═════ GIVEN RECORDS

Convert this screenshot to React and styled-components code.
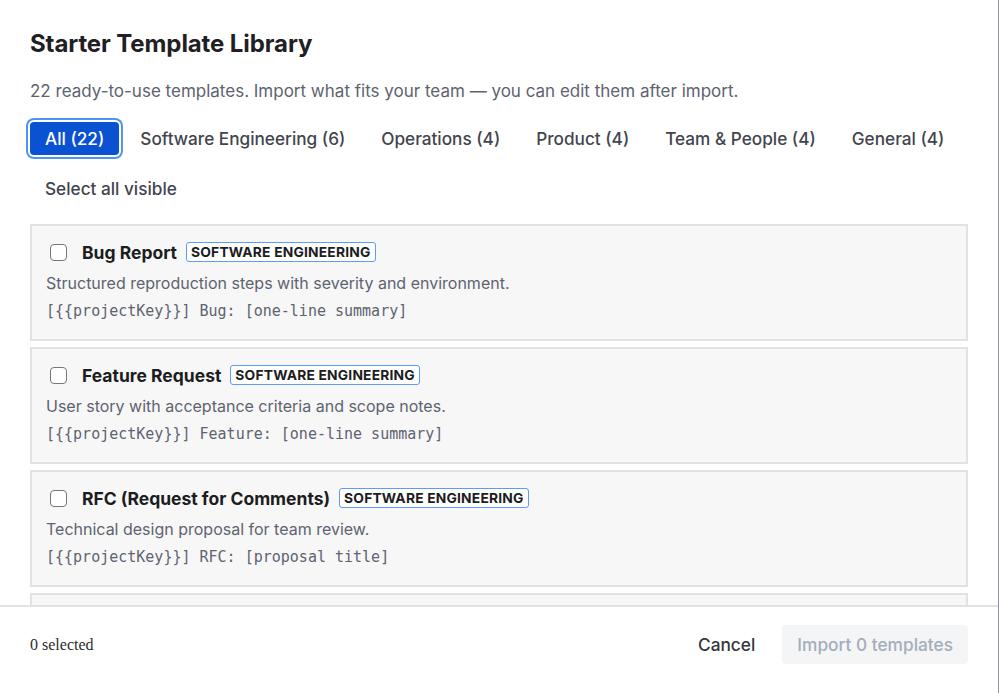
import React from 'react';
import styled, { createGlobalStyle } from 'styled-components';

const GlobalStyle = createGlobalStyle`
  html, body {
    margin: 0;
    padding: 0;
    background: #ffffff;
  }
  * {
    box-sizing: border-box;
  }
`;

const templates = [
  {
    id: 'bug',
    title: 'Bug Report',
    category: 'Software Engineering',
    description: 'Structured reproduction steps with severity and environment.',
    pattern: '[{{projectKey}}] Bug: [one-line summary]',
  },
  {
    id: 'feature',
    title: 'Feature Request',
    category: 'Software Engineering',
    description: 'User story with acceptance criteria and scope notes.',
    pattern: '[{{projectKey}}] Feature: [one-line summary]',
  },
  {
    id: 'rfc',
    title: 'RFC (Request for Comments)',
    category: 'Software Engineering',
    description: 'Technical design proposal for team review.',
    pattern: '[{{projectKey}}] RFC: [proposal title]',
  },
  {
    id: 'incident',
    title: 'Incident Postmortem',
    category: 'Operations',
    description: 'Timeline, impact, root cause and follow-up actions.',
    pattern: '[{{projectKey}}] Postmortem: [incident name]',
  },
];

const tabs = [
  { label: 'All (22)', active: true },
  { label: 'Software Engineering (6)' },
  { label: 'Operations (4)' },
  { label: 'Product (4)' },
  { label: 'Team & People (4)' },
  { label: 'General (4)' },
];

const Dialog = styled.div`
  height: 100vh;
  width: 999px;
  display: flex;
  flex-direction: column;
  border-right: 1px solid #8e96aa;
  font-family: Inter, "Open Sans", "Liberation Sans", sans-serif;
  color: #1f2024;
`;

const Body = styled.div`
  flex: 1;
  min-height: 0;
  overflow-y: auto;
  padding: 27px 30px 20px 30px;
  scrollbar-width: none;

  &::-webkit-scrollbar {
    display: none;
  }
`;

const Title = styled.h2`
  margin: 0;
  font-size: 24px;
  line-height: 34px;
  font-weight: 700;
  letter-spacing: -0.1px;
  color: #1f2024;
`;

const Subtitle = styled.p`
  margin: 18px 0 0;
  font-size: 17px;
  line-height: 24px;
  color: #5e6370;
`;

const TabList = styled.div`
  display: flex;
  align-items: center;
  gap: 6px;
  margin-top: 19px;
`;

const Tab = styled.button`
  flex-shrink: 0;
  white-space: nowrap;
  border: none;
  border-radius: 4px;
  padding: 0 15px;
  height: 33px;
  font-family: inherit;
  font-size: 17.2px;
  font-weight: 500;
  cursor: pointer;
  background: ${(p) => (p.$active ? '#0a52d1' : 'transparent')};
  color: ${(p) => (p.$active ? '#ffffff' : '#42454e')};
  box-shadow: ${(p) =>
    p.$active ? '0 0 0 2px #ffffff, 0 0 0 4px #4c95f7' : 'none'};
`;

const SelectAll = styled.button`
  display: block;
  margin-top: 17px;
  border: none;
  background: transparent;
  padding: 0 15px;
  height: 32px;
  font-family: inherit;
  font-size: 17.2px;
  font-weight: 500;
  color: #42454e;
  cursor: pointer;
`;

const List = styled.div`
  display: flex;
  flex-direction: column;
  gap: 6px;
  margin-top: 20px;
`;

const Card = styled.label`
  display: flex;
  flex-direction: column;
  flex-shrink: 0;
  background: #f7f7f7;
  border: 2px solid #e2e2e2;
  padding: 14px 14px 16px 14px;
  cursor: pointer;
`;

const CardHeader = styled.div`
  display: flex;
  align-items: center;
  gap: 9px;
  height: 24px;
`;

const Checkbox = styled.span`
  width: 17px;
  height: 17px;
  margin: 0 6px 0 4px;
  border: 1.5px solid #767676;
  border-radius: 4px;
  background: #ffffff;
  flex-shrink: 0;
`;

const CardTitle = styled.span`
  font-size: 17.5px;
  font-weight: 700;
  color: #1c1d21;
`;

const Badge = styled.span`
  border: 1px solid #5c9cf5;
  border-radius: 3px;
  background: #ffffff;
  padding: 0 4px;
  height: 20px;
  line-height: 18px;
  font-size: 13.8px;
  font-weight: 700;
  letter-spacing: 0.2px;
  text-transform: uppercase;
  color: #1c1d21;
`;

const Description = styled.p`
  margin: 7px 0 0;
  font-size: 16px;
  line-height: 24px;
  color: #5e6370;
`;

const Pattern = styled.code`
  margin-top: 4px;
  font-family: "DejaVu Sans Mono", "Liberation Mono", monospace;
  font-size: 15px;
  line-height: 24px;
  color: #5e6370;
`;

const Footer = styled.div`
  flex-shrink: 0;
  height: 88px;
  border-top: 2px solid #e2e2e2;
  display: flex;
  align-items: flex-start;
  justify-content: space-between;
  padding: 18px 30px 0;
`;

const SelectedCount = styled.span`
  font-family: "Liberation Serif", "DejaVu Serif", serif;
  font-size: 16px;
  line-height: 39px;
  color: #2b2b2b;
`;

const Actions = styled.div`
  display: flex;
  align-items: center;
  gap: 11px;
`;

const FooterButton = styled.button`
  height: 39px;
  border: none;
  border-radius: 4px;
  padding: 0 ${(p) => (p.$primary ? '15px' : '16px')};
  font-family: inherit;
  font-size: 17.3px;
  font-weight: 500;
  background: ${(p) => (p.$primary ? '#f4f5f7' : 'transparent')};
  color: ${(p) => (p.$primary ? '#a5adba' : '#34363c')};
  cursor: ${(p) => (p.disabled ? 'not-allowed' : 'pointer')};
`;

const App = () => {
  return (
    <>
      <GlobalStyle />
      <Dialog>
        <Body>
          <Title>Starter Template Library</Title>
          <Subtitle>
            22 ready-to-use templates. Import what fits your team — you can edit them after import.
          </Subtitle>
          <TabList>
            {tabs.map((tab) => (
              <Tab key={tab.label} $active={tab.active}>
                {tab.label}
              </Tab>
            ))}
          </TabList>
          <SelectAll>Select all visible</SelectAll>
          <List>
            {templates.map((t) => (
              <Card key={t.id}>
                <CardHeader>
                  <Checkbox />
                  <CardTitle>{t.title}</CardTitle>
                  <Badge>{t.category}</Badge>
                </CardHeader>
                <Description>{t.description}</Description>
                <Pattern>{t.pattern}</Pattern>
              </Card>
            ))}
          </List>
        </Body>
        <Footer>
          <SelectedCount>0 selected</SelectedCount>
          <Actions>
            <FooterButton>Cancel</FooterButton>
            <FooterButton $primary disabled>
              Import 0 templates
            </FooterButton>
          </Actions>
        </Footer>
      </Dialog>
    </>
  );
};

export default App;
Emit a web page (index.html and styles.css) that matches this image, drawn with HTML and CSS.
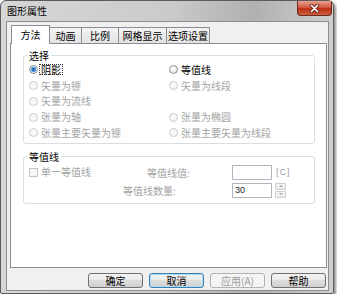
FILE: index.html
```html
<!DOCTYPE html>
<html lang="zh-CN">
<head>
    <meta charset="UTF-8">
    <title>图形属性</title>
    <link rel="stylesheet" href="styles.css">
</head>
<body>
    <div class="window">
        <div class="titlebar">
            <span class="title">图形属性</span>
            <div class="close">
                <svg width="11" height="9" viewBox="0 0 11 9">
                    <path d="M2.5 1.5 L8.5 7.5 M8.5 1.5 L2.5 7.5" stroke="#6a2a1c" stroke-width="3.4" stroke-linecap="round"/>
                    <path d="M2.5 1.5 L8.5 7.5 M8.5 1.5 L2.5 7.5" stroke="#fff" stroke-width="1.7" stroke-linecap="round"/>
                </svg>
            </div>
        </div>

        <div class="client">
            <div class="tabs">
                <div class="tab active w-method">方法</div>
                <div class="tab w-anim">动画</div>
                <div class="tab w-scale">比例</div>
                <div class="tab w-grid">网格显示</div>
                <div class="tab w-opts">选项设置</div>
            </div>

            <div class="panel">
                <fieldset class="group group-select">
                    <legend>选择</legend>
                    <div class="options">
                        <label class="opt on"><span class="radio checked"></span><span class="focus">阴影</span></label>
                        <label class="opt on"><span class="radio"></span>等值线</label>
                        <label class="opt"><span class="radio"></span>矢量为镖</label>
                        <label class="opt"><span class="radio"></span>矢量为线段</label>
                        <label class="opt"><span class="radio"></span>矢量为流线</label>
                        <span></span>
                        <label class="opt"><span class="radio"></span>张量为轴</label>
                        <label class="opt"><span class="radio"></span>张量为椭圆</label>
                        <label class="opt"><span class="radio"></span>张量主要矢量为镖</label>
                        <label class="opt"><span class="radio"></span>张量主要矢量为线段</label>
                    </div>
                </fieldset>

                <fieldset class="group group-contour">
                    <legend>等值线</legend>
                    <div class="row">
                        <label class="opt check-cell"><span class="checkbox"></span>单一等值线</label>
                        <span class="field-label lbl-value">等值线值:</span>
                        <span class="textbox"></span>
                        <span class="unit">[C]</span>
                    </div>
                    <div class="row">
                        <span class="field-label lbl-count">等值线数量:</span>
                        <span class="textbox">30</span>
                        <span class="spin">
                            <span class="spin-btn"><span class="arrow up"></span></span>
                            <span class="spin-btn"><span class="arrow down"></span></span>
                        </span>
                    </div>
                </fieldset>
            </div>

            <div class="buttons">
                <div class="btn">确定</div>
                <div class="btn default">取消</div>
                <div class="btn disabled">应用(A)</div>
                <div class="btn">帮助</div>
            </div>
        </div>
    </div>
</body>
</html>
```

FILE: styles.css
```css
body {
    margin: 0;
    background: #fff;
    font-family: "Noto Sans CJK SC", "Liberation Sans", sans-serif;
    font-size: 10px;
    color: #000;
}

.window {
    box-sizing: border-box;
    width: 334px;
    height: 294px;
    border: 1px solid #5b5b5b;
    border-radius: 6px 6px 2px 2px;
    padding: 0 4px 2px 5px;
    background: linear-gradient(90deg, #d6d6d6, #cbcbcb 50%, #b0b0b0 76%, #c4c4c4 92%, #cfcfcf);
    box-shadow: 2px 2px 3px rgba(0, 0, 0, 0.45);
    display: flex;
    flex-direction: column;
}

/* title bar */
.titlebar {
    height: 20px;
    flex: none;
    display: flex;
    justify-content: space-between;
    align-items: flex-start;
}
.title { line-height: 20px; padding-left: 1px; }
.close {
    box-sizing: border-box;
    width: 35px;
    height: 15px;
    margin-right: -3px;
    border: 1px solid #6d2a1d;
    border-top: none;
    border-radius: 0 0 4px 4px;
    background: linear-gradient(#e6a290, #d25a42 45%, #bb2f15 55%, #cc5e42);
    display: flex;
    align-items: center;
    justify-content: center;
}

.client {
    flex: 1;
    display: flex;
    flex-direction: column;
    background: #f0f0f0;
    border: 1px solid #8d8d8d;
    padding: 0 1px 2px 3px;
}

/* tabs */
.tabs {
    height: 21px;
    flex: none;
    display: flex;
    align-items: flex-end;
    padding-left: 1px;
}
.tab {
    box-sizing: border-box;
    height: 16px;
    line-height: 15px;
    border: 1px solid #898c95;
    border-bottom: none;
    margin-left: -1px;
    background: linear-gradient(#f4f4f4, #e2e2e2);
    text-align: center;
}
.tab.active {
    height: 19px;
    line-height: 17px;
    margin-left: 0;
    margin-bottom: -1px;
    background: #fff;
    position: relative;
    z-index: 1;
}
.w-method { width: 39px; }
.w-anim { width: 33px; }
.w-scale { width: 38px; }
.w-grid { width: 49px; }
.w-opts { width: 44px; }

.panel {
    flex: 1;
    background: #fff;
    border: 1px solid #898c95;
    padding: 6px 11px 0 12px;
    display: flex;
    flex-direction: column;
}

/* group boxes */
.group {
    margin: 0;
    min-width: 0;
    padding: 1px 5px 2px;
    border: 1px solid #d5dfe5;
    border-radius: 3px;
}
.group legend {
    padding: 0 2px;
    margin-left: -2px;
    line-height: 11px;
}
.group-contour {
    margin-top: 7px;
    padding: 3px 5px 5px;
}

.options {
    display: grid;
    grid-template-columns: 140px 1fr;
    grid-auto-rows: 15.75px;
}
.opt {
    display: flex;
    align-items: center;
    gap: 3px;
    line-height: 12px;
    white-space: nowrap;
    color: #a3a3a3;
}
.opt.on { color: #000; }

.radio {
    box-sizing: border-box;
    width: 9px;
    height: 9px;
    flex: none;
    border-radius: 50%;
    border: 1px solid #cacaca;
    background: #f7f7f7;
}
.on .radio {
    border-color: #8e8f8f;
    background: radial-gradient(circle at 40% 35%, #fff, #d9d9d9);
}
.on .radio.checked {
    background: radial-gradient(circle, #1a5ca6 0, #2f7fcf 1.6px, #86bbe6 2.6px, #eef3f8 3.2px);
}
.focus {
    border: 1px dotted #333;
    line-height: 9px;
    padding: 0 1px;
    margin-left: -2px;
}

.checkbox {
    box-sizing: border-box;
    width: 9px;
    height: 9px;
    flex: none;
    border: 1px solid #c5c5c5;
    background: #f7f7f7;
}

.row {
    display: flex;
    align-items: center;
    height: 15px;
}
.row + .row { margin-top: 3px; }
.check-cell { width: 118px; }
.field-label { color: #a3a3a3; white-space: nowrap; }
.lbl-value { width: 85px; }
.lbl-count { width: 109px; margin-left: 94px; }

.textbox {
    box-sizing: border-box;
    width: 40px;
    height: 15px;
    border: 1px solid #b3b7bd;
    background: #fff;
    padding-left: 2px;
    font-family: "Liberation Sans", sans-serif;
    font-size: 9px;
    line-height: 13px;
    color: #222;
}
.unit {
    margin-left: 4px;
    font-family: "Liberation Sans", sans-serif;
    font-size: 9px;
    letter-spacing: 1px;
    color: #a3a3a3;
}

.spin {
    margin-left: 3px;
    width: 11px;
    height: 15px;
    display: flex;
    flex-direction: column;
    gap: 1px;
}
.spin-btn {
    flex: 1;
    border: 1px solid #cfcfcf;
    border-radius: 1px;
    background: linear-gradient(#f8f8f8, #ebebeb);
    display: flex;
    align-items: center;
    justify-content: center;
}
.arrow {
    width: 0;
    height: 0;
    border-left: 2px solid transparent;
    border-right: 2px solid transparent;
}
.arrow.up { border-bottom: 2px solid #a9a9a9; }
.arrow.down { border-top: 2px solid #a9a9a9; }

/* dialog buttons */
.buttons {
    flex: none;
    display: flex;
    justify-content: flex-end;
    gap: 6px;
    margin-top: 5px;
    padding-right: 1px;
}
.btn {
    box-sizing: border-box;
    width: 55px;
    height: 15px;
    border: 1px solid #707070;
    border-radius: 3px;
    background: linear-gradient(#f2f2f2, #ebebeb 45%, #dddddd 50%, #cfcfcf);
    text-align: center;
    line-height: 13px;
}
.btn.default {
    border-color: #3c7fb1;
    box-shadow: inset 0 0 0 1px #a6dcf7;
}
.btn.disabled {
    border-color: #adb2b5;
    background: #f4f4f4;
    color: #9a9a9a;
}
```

══════════

- WHAT TO PRODUCE: From the listing above, copy every line that holds the string "index".

- THE REPLY:
Emit a web page (index.html and styles.css) that matches this image, drawn with HTML and CSS.
FILE: index.html
    z-index: 1;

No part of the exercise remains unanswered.